Dev wrote on Jan 15, 2012, 22:47:
Jerykk wrote on Jan 15, 2012, 22:33:
It wasn't retroactive. So, when DLC was released for Crysis 2 and DA2 they were removed from Steam; Mass Effect 2 and Dragon Age: Origins both came before the change, which related to the addition of F2P titles on Steam.

If that's true, then why are Dirt 3 and Dead Rising 2: Off The Record still available on Steam? Both of those games have DLC that is still only available through GFWL and was released after both Crysis 2 and DA2 were pulled.

It just doesn't really make any sense.
Release date doesn't mean the date contracts were signed. There could be months difference between. I'd imagine the paperwork should be in order prior to a game's actual release to avoid extra delay.

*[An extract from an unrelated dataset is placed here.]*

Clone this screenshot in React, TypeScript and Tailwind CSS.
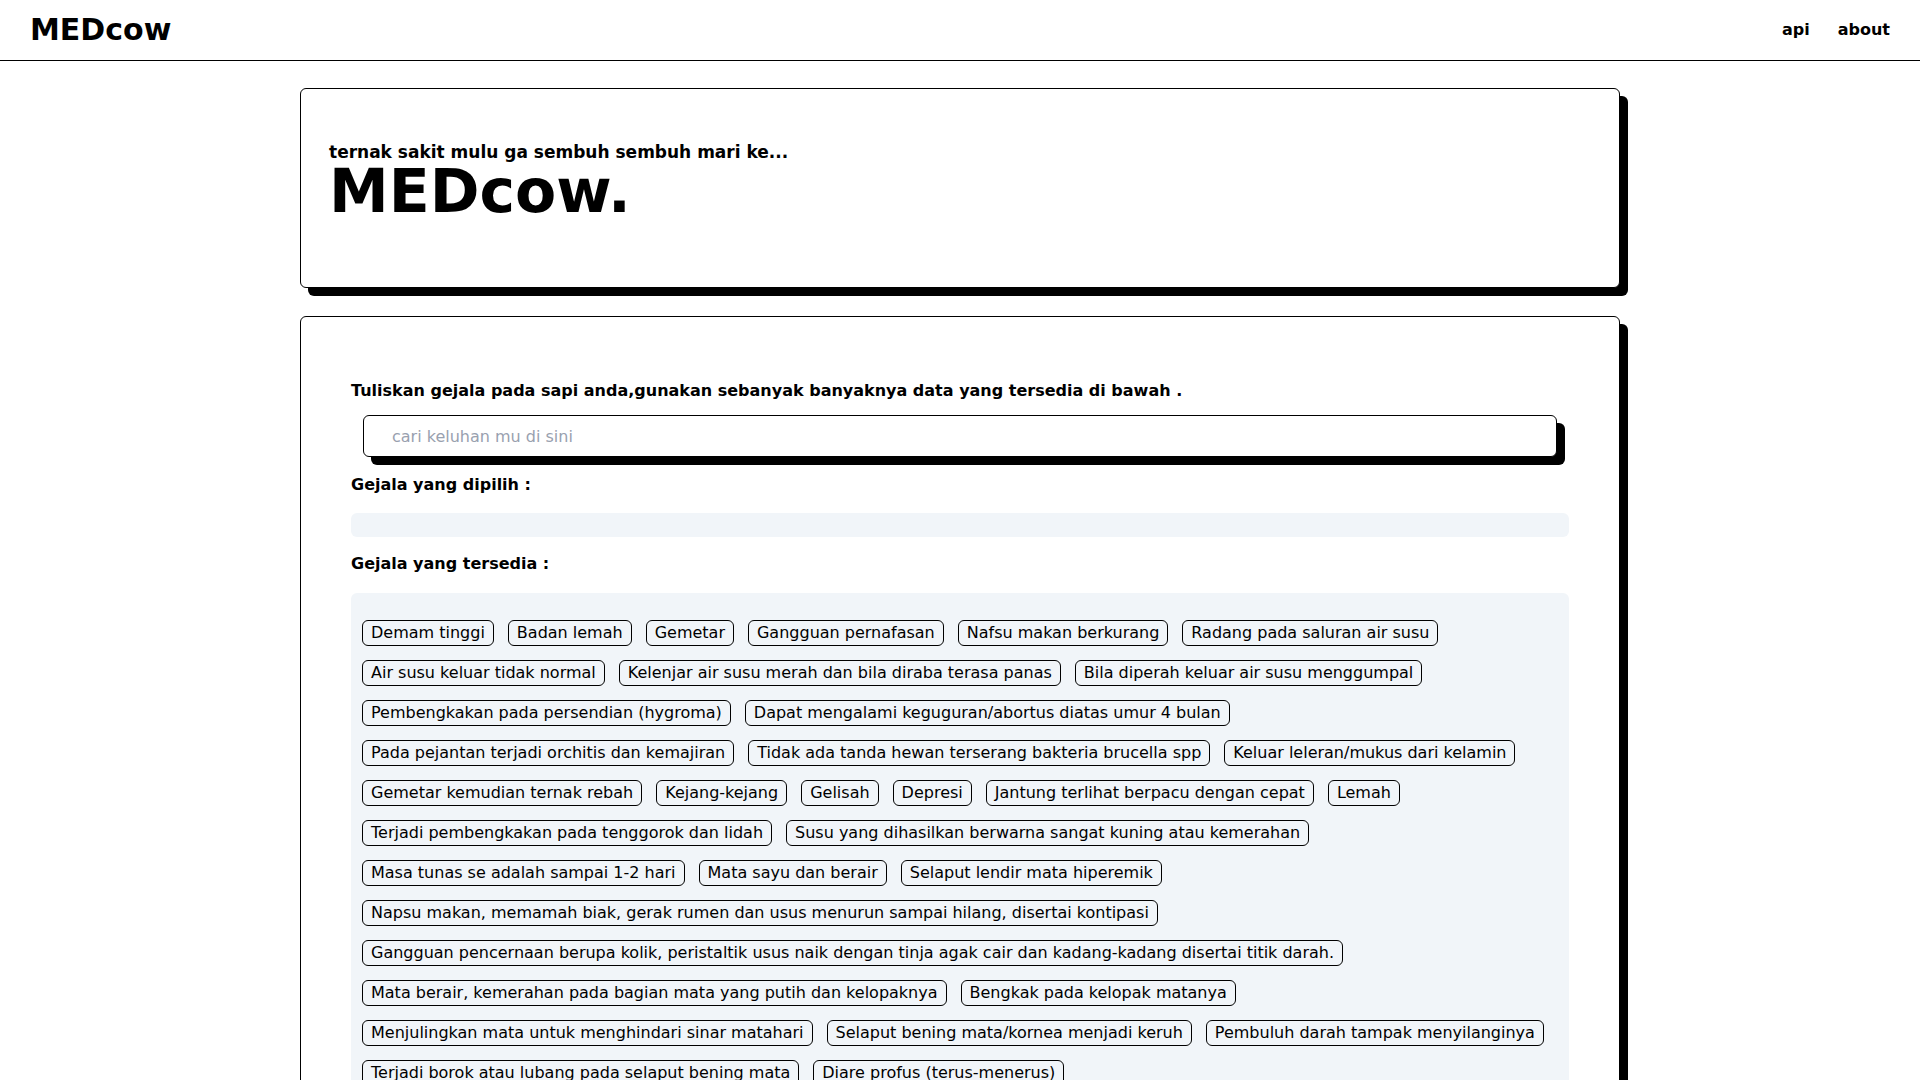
import React from "react";

const rows: string[] = [
  "Demam tinggi",
  "Badan lemah",
  "Gemetar",
  "Gangguan pernafasan",
  "Nafsu makan berkurang",
  "Radang pada saluran air susu",
  "Air susu keluar tidak normal",
  "Kelenjar air susu merah dan bila diraba terasa panas",
  "Bila diperah keluar air susu menggumpal",
  "Pembengkakan pada persendian (hygroma)",
  "Dapat mengalami keguguran/abortus diatas umur 4 bulan",
  "Pada pejantan terjadi orchitis dan kemajiran",
  "Tidak ada tanda hewan terserang bakteria brucella spp",
  "Keluar leleran/mukus dari kelamin",
  "Gemetar kemudian ternak rebah",
  "Kejang-kejang",
  "Gelisah",
  "Depresi",
  "Jantung terlihat berpacu dengan cepat",
  "Lemah",
  "Terjadi pembengkakan pada tenggorok dan lidah",
  "Susu yang dihasilkan berwarna sangat kuning atau kemerahan",
  "Masa tunas se adalah sampai 1-2 hari",
  "Mata sayu dan berair",
  "Selaput lendir mata hiperemik",
  "Napsu makan, memamah biak, gerak rumen dan usus menurun sampai hilang, disertai kontipasi",
  "Gangguan pencernaan berupa kolik, peristaltik usus naik dengan tinja agak cair dan kadang-kadang disertai titik darah.",
  "Mata berair, kemerahan pada bagian mata yang putih dan kelopaknya",
  "Bengkak pada kelopak matanya",
  "Menjulingkan mata untuk menghindari sinar matahari",
  "Selaput bening mata/kornea menjadi keruh",
  "Pembuluh darah tampak menyilanginya",
  "Terjadi borok atau lubang pada selaput bening mata",
  "Diare profus (terus-menerus)",
];

export default function App() {
  return (
    <div className="min-h-screen bg-white text-black font-['DejaVu_Sans',sans-serif]">
      <header className="h-[61px] border-b border-black flex items-center justify-between pl-[30px] pr-[30px]">
        <div className="text-3xl font-bold">MEDcow</div>
        <nav className="flex items-center gap-7 text-base font-bold">
          <a>api</a>
          <a>about</a>
        </nav>
      </header>

      <main className="w-[1320px] mx-auto pb-16">
        <section className="mt-[27px] h-[200px] border border-black rounded-md bg-white shadow-[8px_8px_0_0_#000] pt-[55px] px-7">
          <p className="text-[17px] font-bold leading-[17px]">ternak sakit mulu ga sembuh sembuh mari ke...</p>
          <h1 className="text-6xl font-bold leading-[60px]">MEDcow.</h1>
        </section>

        <section className="mt-7 border border-black rounded-md bg-white shadow-[8px_8px_0_0_#000] pt-[62px] px-[50px] pb-12">
          <p className="text-base font-bold leading-6">
            Tuliskan gejala pada sapi anda,gunakan sebanyak banyaknya data yang tersedia di bawah .
          </p>
          <div className="mx-3 mt-3">
            <input
              type="text"
              placeholder="cari keluhan mu di sini"
              className="w-full h-[42px] border border-black rounded-md bg-white px-7 text-base placeholder:text-gray-400 outline-none shadow-[8px_8px_0_0_#000]"
            />
          </div>
          <p className="mt-[16px] text-base font-bold leading-6">Gejala yang dipilih :</p>
          <div className="mt-[16px] h-6 rounded-md bg-[#f1f5f9]"></div>
          <p className="mt-[15px] text-base font-bold leading-6">Gejala yang tersedia :</p>
          <div className="mt-[17px] rounded-md bg-[#f1f5f9] pl-[11px] pr-[11px] pt-[27px] pb-[28px] flex flex-wrap gap-x-[14px] gap-y-[14px]">
            {rows.map((r) => (
              <span
                key={r}
                className="border border-black rounded-md px-2 text-base leading-6 whitespace-nowrap"
              >
                {r}
              </span>
            ))}
          </div>
        </section>
      </main>
    </div>
  );
}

For instance, what if those games still there (such as dirt 2) had signed old version contracts and ended up delaying the release date until after the other games were removed? Even if no delays at all happened, if one company got the paperwork settled a year ahead of release and the other company was tardy and only got the paperwork signed weeks before release, that would explain it.

Another thought, perhaps there's exceptions if the DLC is exclusive to GfWL, which it appears to be the case for both Dirt 3 and DR2:OTR (I don't own either so I don't know for sure, I only spent a few mins googling about it). Valve may not want to tangle with MS over this. In contrast, the DLC for DA2 on PC was through bioware/EA's special store as I recall.

My question is why is it okay for Valve to be greedy about demanding a chunk of profits from DLC they don't fund development on, but EA is oh so evil for wanting to get more of a foothold into the digital distribution space?

This is why I said gamers are hypocrites. At the end of the day it's a business. EA, Valve, Activision, TakeTwo are all in it for the money, none of them deserve any more adoration than any of the rest of em imo.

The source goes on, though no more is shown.